No one can defend Mugabe and his treatment of his own country, but the film acts as if there's no reason for lingering resentment of white, upper-class property holders after centuries of white domination. Even the lead character talks to and about his black workers in a sort of condescending 'see how well I treat them?' sort of way. (And never brings up that he's actually from South Africa, not Zimbabwe - it's not like the land he's fighting for is his ancestral home).

I don't pretend to be any sort of expert on the situation in Zimbabwe (there are some fascinating back and forth arguments in some of the reviews here) But I can't help feeling things are not so simplistic when the white ex-South African owner of a huge farm talks about the blacks he works with as if they were children or less than his equal.

Again, I am in not defending Mugabe. I know enough to see that he is clearly a ruthless, horrendous dictator, who has done great harm to blacks and white alike. I'm saying there is another, more subtle issue in this particular story that gets short shrift, making it feel a bit more like a polemic, and a bit less like an objective view than I wished. I don't know enough about Zimbabwe, but neither does most of the world. Just a few minutes of history to deal with the context both the country's history and the farmer's, might have made me either trust the films' arguments more deeply, or question them more thoroughly. Now I was left with a vague feeling of 'is this the whole story?'

To quote Roger Ebert " "Mugabe and the White African" could certainly have looked more deeply. The filmmakers travel to Kent in England to speak with the family of Campbell's son- in-law, but never have any meaningful conversations with the African workers on Campbell's farm."

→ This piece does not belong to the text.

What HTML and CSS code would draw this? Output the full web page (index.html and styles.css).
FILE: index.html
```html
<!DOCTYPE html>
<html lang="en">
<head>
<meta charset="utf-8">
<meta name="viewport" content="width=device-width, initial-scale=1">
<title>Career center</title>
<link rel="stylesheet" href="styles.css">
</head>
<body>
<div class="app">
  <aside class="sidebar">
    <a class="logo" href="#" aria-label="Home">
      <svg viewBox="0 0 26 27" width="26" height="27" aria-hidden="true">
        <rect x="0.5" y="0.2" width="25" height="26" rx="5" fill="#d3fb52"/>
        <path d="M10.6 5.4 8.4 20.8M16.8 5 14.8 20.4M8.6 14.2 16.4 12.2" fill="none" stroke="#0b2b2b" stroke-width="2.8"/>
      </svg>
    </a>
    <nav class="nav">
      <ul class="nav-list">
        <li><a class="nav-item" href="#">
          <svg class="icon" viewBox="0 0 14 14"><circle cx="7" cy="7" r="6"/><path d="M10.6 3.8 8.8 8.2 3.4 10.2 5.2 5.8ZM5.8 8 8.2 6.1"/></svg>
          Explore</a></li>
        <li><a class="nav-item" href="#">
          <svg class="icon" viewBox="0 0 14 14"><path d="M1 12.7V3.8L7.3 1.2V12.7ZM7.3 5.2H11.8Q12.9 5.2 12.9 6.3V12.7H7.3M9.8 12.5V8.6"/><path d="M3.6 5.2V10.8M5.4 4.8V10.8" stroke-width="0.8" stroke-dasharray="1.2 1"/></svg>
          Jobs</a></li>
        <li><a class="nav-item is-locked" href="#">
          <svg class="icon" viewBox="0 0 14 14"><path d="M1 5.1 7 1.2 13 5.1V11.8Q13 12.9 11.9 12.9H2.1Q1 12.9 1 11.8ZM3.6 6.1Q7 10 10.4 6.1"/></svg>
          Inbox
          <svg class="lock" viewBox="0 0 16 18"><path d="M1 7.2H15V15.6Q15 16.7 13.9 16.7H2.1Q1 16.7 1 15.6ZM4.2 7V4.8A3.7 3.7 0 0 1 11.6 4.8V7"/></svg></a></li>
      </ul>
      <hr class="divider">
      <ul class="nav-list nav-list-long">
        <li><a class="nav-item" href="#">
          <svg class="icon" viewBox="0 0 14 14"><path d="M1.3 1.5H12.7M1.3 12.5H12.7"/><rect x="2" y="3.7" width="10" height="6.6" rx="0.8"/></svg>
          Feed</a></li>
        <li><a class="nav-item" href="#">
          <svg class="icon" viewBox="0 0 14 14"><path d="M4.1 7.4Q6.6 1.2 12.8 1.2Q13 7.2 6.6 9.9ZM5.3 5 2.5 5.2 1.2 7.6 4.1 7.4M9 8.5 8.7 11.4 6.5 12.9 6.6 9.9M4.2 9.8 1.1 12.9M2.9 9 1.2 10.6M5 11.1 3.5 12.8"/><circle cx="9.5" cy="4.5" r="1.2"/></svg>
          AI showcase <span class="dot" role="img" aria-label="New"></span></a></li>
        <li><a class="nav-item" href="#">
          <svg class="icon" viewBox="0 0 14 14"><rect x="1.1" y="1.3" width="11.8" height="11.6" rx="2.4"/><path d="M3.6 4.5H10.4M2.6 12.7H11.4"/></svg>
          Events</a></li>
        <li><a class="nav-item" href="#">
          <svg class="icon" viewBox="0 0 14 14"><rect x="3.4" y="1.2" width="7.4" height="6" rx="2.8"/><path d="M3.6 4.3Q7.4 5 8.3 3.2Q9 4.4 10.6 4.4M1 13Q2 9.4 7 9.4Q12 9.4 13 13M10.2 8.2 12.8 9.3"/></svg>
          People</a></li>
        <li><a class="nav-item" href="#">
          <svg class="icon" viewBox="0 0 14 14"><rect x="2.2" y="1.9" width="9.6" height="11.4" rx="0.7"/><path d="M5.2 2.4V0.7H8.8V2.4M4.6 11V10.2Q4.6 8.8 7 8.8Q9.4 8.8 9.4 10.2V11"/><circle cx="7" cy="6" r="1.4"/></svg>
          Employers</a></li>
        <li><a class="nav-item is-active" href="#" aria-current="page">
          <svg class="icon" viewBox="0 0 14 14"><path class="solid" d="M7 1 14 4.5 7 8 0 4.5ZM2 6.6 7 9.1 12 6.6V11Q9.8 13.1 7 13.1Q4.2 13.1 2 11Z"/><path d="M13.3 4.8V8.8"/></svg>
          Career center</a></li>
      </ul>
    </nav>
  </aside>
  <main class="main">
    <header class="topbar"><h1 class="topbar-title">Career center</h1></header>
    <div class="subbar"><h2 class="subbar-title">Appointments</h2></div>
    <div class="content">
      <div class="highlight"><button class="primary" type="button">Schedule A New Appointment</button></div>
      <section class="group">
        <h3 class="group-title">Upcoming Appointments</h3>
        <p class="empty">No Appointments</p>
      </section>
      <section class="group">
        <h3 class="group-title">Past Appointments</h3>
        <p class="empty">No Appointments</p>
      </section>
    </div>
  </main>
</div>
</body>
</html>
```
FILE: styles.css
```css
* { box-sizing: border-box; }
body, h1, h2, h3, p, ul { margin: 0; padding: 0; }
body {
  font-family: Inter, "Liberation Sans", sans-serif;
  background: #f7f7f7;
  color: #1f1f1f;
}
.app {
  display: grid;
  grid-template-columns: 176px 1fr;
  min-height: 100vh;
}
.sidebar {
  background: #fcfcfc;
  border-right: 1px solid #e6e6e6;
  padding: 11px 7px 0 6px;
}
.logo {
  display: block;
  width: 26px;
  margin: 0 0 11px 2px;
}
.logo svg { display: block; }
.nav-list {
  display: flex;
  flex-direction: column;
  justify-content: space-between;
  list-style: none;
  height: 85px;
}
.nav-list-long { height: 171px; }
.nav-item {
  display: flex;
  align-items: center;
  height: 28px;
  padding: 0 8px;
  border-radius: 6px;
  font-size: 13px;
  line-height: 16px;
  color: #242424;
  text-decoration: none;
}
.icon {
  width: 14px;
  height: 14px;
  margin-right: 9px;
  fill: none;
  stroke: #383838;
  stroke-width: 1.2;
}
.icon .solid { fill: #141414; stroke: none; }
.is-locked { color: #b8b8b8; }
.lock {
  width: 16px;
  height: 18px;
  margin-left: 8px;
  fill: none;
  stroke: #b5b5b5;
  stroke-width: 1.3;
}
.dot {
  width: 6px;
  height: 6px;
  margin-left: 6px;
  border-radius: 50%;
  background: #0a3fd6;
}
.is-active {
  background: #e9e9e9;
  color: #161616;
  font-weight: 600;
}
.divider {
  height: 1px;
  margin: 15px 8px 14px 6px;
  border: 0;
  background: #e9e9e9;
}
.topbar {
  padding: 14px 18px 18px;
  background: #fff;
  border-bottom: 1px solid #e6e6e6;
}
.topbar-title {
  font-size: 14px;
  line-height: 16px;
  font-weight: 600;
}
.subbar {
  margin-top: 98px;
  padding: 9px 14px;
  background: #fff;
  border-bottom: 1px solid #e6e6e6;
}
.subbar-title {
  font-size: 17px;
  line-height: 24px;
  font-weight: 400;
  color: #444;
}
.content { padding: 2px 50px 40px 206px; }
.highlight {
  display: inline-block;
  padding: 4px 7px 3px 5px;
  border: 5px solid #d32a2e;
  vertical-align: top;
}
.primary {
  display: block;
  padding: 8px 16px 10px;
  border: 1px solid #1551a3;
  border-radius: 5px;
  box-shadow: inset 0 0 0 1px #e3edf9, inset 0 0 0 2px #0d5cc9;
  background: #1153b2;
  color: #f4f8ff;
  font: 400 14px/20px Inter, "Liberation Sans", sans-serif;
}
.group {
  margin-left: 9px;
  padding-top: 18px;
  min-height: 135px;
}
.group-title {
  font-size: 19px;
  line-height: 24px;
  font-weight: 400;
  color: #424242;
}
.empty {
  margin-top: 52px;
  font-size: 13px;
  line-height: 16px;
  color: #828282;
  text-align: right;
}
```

Or The New York Times: "It should be pointed out, though, that Ms. Bailey and Mr. Thompson achieve their results largely through the narrowness of their focus. Almost the only voices we hear are those of the farmers, their families and their lawyers... It's possible to honor the suffering of the Campbells and the Freeths and to revile the actions of the Mugabe government and, at the same time, to be uneasy with the emotions the film stirs and to feel that its one-sidedness and its nearly complete lack of historical and cultural context are problems. The farm's black work force is frequently on screen and is presented as sympathetic to its employers, but the workers rarely speak. It's impossible to know what their true, probably complex and contradictory feelings are. Mr. Freeth asks why being a white African should be any different than being a white American or a white Australian. It's a good sound bite, but a moment's reflection tells you that the comparison doesn't hold water: the courses of colonialism and racial strife were radically different in America and Australia than they were in Africa. That doesn't make Mr. Freeth's cause any less just, but it does mean that "Mugabe and the White African" needs to be approached with care.

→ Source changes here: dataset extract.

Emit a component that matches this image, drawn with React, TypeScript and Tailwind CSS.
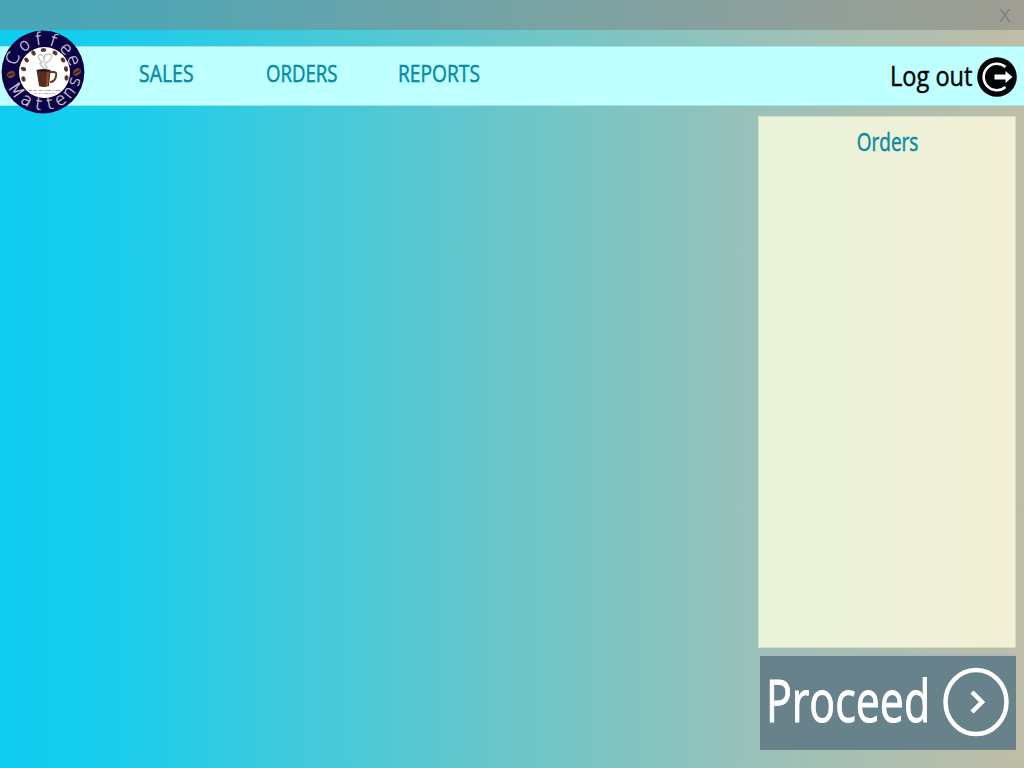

To sum up: A worthwhile documentary, that gets very tense at times as clandestine footage captures the threats the farmer and his family live under, and their struggle through the courts. But it misses, or perhaps intentionally ignores the bigger picture that explores how things got to where they are in the first place. It's very hard to make any documentary that is explicitly about modern African black on white racism, without looking at the context and the larger history. Not to forgive or absolve it. But to understand it. And surely understanding where an evil comes from is a crucial part of any examination of it.